**Instructions for the task**
Drop the images; return everything else in the listing below exactly.

**Material provided**
——————

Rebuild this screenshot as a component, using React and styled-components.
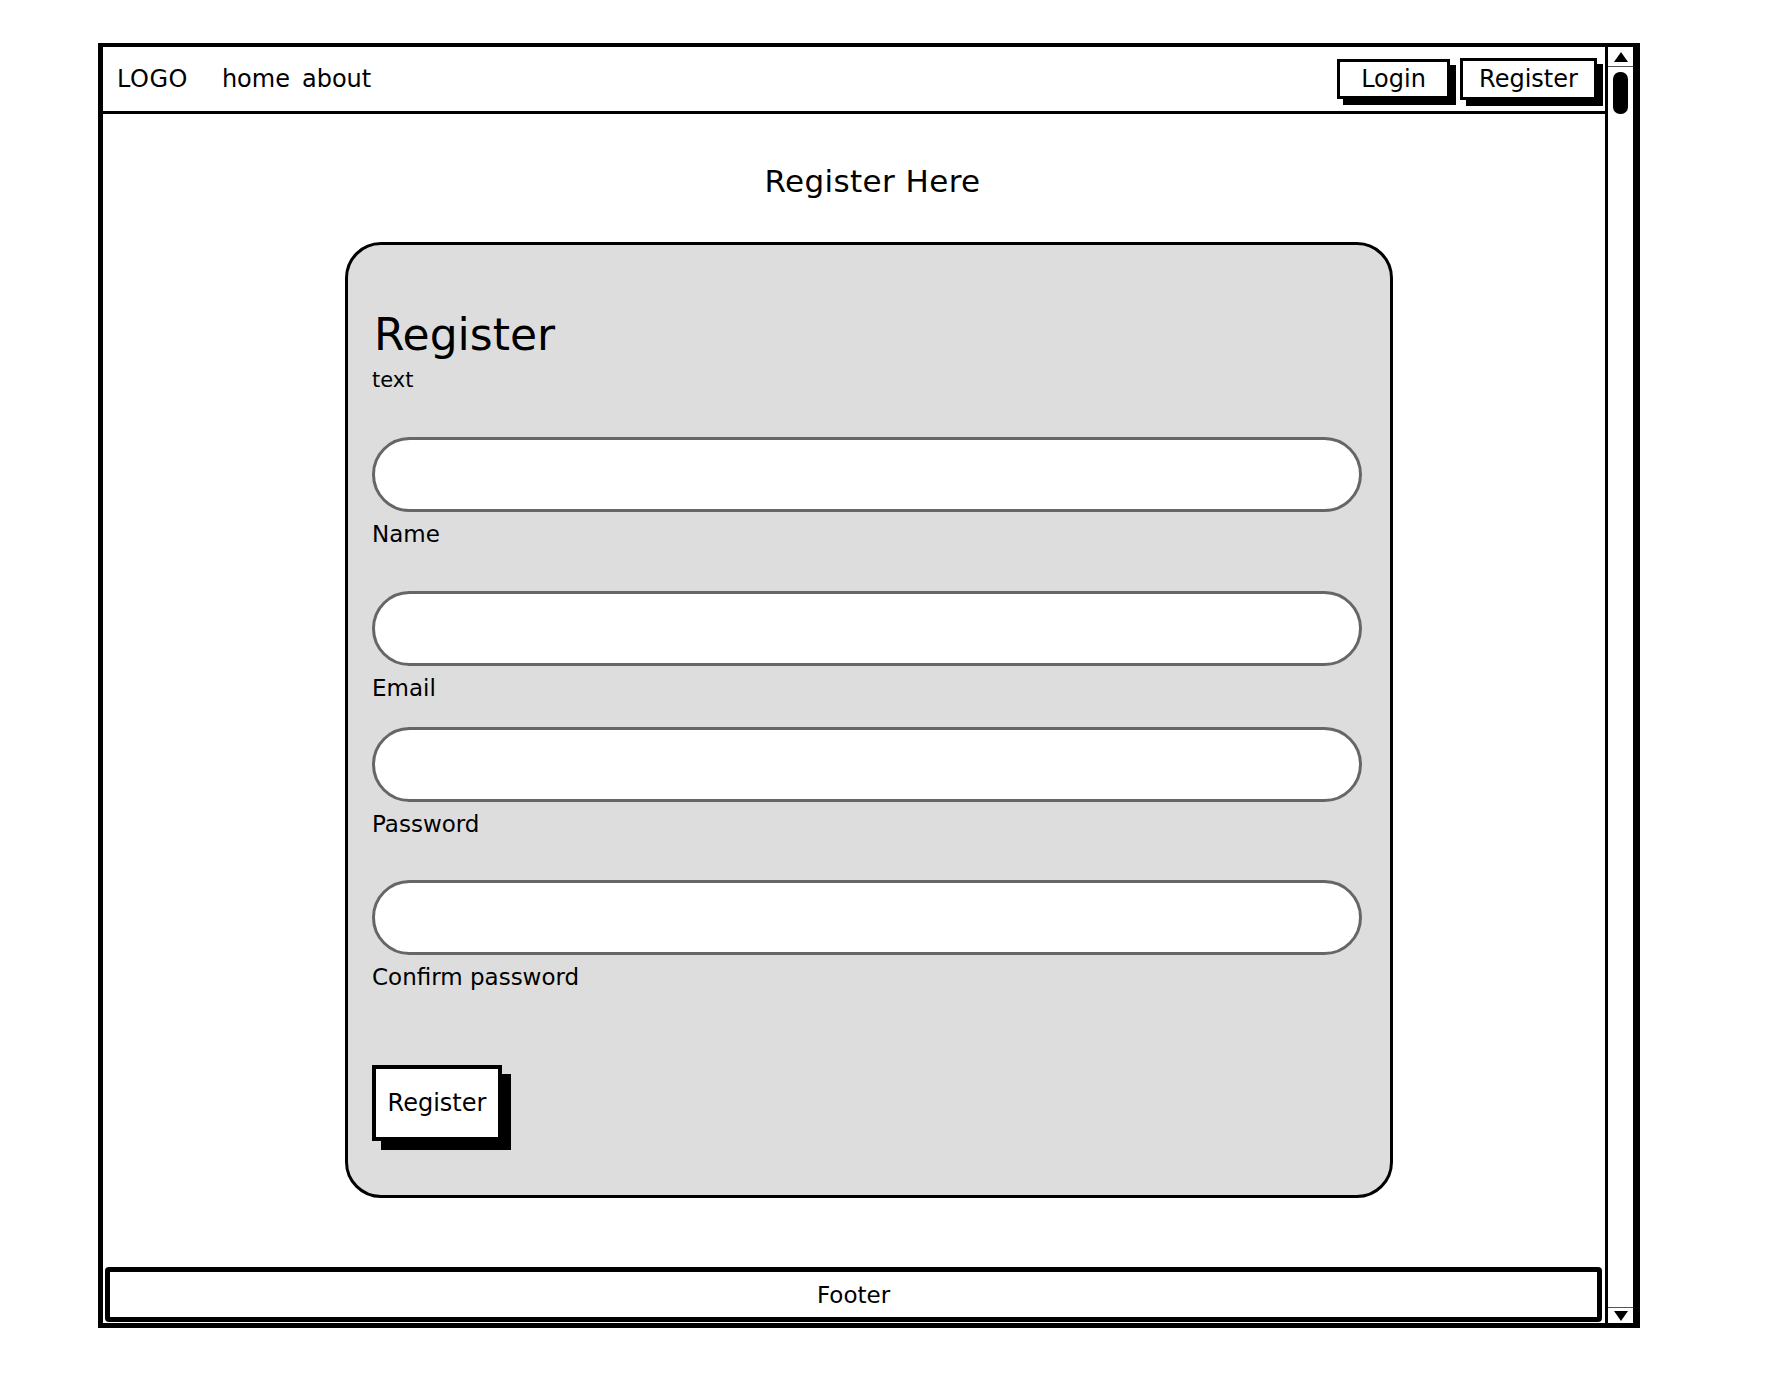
import styled, { createGlobalStyle } from 'styled-components';

const GlobalStyle = createGlobalStyle`
  body {
    margin: 0;
    background: #fff;
    color: #000;
    font-family: "DejaVu Sans", "Liberation Sans", sans-serif;
  }
  * {
    box-sizing: border-box;
  }
`;

const fields = [
  { label: 'Name', after: 44 },
  { label: 'Email', after: 26 },
  { label: 'Password', after: 43 },
  { label: 'Confirm password', after: 75 },
];

const App = () => {
  return (
    <>
      <GlobalStyle />
      <Page>
        <Window>
          <Main>
            <Navbar>
              <Logo>LOGO</Logo>
              <NavLinks>
                <NavLink>home</NavLink>
                <NavLink>about</NavLink>
              </NavLinks>
              <NavButtons>
                <NavButton $w={113} $h={40}>
                  Login
                </NavButton>
                <NavButton $w={137} $h={42}>
                  Register
                </NavButton>
              </NavButtons>
            </Navbar>
            <Content>
              <PageTitle>Register Here</PageTitle>
              <Card>
                <CardTitle>Register</CardTitle>
                <CardText>text</CardText>
                <Fields>
                  {fields.map(f => (
                    <Field key={f.label} $after={f.after}>
                      <Input />
                      <Label>{f.label}</Label>
                    </Field>
                  ))}
                </Fields>
                <SubmitButton>Register</SubmitButton>
              </Card>
            </Content>
            <Footer>Footer</Footer>
          </Main>
          <Scrollbar>
            <ArrowCell $top>
              <ArrowUp />
            </ArrowCell>
            <Thumb />
            <Track />
            <ArrowCell>
              <ArrowDown />
            </ArrowCell>
          </Scrollbar>
        </Window>
      </Page>
    </>
  );
};

const Page = styled.div`
  padding: 43px 0 0 98px;
`;
const Window = styled.div`
  display: flex;
  width: 1542px;
  height: 1285px;
  border: 5px solid #000;
  border-top-width: 4px;
  border-right-width: 7px;
`;
const Main = styled.div`
  flex: 1;
  min-width: 0;
  display: flex;
  flex-direction: column;
`;
const Navbar = styled.header`
  display: flex;
  align-items: center;
  height: 67px;
  padding: 0 8px 0 14px;
  border-bottom: 3px solid #000;
`;
const Logo = styled.div`
  font-size: 24px;
  letter-spacing: 0.5px;
`;
const NavLinks = styled.nav`
  display: flex;
  gap: 12px;
  margin-left: 34px;
`;
const NavLink = styled.span`
  font-size: 24px;
`;
const NavButtons = styled.div`
  display: flex;
  align-items: center;
  gap: 10px;
  margin-left: auto;
`;
const NavButton = styled.button`
  width: ${p => p.$w}px;
  height: ${p => p.$h}px;
  padding: 0;
  border: 3px solid #000;
  background: #fff;
  box-shadow: 6px 6px 0 #000;
  font-family: inherit;
  font-size: 24px;
  color: #000;
`;
const Content = styled.main`
  flex: 1;
  display: flex;
  flex-direction: column;
  align-items: center;
  padding-left: 30px;
`;
const PageTitle = styled.h1`
  margin: 49px 0 0 7px;
  font-size: 31px;
  font-weight: normal;
  letter-spacing: 0.4px;
`;
const Card = styled.section`
  width: 1048px;
  margin-top: 43px;
  padding: 64px 28px 54px 24px;
  border: 3px solid #000;
  border-radius: 36px;
  background: #dddddd;
`;
const CardTitle = styled.h2`
  margin: 0 0 0 2px;
  font-size: 44px;
  font-weight: normal;
`;
const CardText = styled.div`
  margin-top: 8px;
  font-size: 21px;
`;
const Fields = styled.div`
  display: flex;
  flex-direction: column;
  margin-top: 45px;
`;
const Field = styled.div`
  display: flex;
  flex-direction: column;
  margin-bottom: ${p => p.$after}px;
`;
const Input = styled.input`
  width: 100%;
  height: 75px;
  border: 3px solid #666;
  border-radius: 38px;
  background: #fff;
  outline: none;
`;
const Label = styled.label`
  margin-top: 9px;
  font-size: 23px;
`;
const SubmitButton = styled.button`
  width: 130px;
  height: 76px;
  padding: 0;
  border: 4px solid #000;
  background: #fff;
  box-shadow: 9px 9px 0 #000;
  font-family: inherit;
  font-size: 24px;
  color: #000;
`;
const Footer = styled.footer`
  display: flex;
  align-items: center;
  justify-content: center;
  height: 55px;
  margin: 0 3px 1px 2px;
  border: 5px solid #000;
  border-radius: 4px;
  font-size: 23px;
`;
const Scrollbar = styled.aside`
  display: flex;
  flex-direction: column;
  align-items: center;
  width: 28px;
  border-left: 3px solid #000;
`;
const ArrowCell = styled.div`
  display: flex;
  align-items: center;
  justify-content: center;
  width: 100%;
  height: ${p => (p.$top ? 20 : 16)}px;
  border-${p => (p.$top ? 'bottom' : 'top')}: 1px solid #555;
`;
const ArrowUp = styled.div`
  width: 0;
  height: 0;
  border-left: 7px solid transparent;
  border-right: 7px solid transparent;
  border-bottom: 10px solid #000;
`;
const ArrowDown = styled.div`
  width: 0;
  height: 0;
  border-left: 7px solid transparent;
  border-right: 7px solid transparent;
  border-top: 10px solid #000;
`;
const Thumb = styled.div`
  width: 15px;
  height: 42px;
  margin-top: 5px;
  border-radius: 7px;
  background: #000;
`;
const Track = styled.div`
  flex: 1;
`;

export default App;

——————

**Exercise answer**
Rebuild this screenshot as a component, using React and styled-components.
import styled, { createGlobalStyle } from 'styled-components';

const GlobalStyle = createGlobalStyle`
  body {
    margin: 0;
    background: #fff;
    color: #000;
    font-family: "DejaVu Sans", "Liberation Sans", sans-serif;
  }
  * {
    box-sizing: border-box;
  }
`;

const fields = [
  { label: 'Name', after: 44 },
  { label: 'Email', after: 26 },
  { label: 'Password', after: 43 },
  { label: 'Confirm password', after: 75 },
];

const App = () => {
  return (
    <>
      <GlobalStyle />
      <Page>
        <Window>
          <Main>
            <Navbar>
              <Logo>LOGO</Logo>
              <NavLinks>
                <NavLink>home</NavLink>
                <NavLink>about</NavLink>
              </NavLinks>
              <NavButtons>
                <NavButton $w={113} $h={40}>
                  Login
                </NavButton>
                <NavButton $w={137} $h={42}>
                  Register
                </NavButton>
              </NavButtons>
            </Navbar>
            <Content>
              <PageTitle>Register Here</PageTitle>
              <Card>
                <CardTitle>Register</CardTitle>
                <CardText>text</CardText>
                <Fields>
                  {fields.map(f => (
                    <Field key={f.label} $after={f.after}>
                      <Input />
                      <Label>{f.label}</Label>
                    </Field>
                  ))}
                </Fields>
                <SubmitButton>Register</SubmitButton>
              </Card>
            </Content>
            <Footer>Footer</Footer>
          </Main>
          <Scrollbar>
            <ArrowCell $top>
              <ArrowUp />
            </ArrowCell>
            <Thumb />
            <Track />
            <ArrowCell>
              <ArrowDown />
            </ArrowCell>
          </Scrollbar>
        </Window>
      </Page>
    </>
  );
};

const Page = styled.div`
  padding: 43px 0 0 98px;
`;
const Window = styled.div`
  display: flex;
  width: 1542px;
  height: 1285px;
  border: 5px solid #000;
  border-top-width: 4px;
  border-right-width: 7px;
`;
const Main = styled.div`
  flex: 1;
  min-width: 0;
  display: flex;
  flex-direction: column;
`;
const Navbar = styled.header`
  display: flex;
  align-items: center;
  height: 67px;
  padding: 0 8px 0 14px;
  border-bottom: 3px solid #000;
`;
const Logo = styled.div`
  font-size: 24px;
  letter-spacing: 0.5px;
`;
const NavLinks = styled.nav`
  display: flex;
  gap: 12px;
  margin-left: 34px;
`;
const NavLink = styled.span`
  font-size: 24px;
`;
const NavButtons = styled.div`
  display: flex;
  align-items: center;
  gap: 10px;
  margin-left: auto;
`;
const NavButton = styled.button`
  width: ${p => p.$w}px;
  height: ${p => p.$h}px;
  padding: 0;
  border: 3px solid #000;
  background: #fff;
  box-shadow: 6px 6px 0 #000;
  font-family: inherit;
  font-size: 24px;
  color: #000;
`;
const Content = styled.main`
  flex: 1;
  display: flex;
  flex-direction: column;
  align-items: center;
  padding-left: 30px;
`;
const PageTitle = styled.h1`
  margin: 49px 0 0 7px;
  font-size: 31px;
  font-weight: normal;
  letter-spacing: 0.4px;
`;
const Card = styled.section`
  width: 1048px;
  margin-top: 43px;
  padding: 64px 28px 54px 24px;
  border: 3px solid #000;
  border-radius: 36px;
  background: #dddddd;
`;
const CardTitle = styled.h2`
  margin: 0 0 0 2px;
  font-size: 44px;
  font-weight: normal;
`;
const CardText = styled.div`
  margin-top: 8px;
  font-size: 21px;
`;
const Fields = styled.div`
  display: flex;
  flex-direction: column;
  margin-top: 45px;
`;
const Field = styled.div`
  display: flex;
  flex-direction: column;
  margin-bottom: ${p => p.$after}px;
`;
const Input = styled.input`
  width: 100%;
  height: 75px;
  border: 3px solid #666;
  border-radius: 38px;
  background: #fff;
  outline: none;
`;
const Label = styled.label`
  margin-top: 9px;
  font-size: 23px;
`;
const SubmitButton = styled.button`
  width: 130px;
  height: 76px;
  padding: 0;
  border: 4px solid #000;
  background: #fff;
  box-shadow: 9px 9px 0 #000;
  font-family: inherit;
  font-size: 24px;
  color: #000;
`;
const Footer = styled.footer`
  display: flex;
  align-items: center;
  justify-content: center;
  height: 55px;
  margin: 0 3px 1px 2px;
  border: 5px solid #000;
  border-radius: 4px;
  font-size: 23px;
`;
const Scrollbar = styled.aside`
  display: flex;
  flex-direction: column;
  align-items: center;
  width: 28px;
  border-left: 3px solid #000;
`;
const ArrowCell = styled.div`
  display: flex;
  align-items: center;
  justify-content: center;
  width: 100%;
  height: ${p => (p.$top ? 20 : 16)}px;
  border-${p => (p.$top ? 'bottom' : 'top')}: 1px solid #555;
`;
const ArrowUp = styled.div`
  width: 0;
  height: 0;
  border-left: 7px solid transparent;
  border-right: 7px solid transparent;
  border-bottom: 10px solid #000;
`;
const ArrowDown = styled.div`
  width: 0;
  height: 0;
  border-left: 7px solid transparent;
  border-right: 7px solid transparent;
  border-top: 10px solid #000;
`;
const Thumb = styled.div`
  width: 15px;
  height: 42px;
  margin-top: 5px;
  border-radius: 7px;
  background: #000;
`;
const Track = styled.div`
  flex: 1;
`;

export default App;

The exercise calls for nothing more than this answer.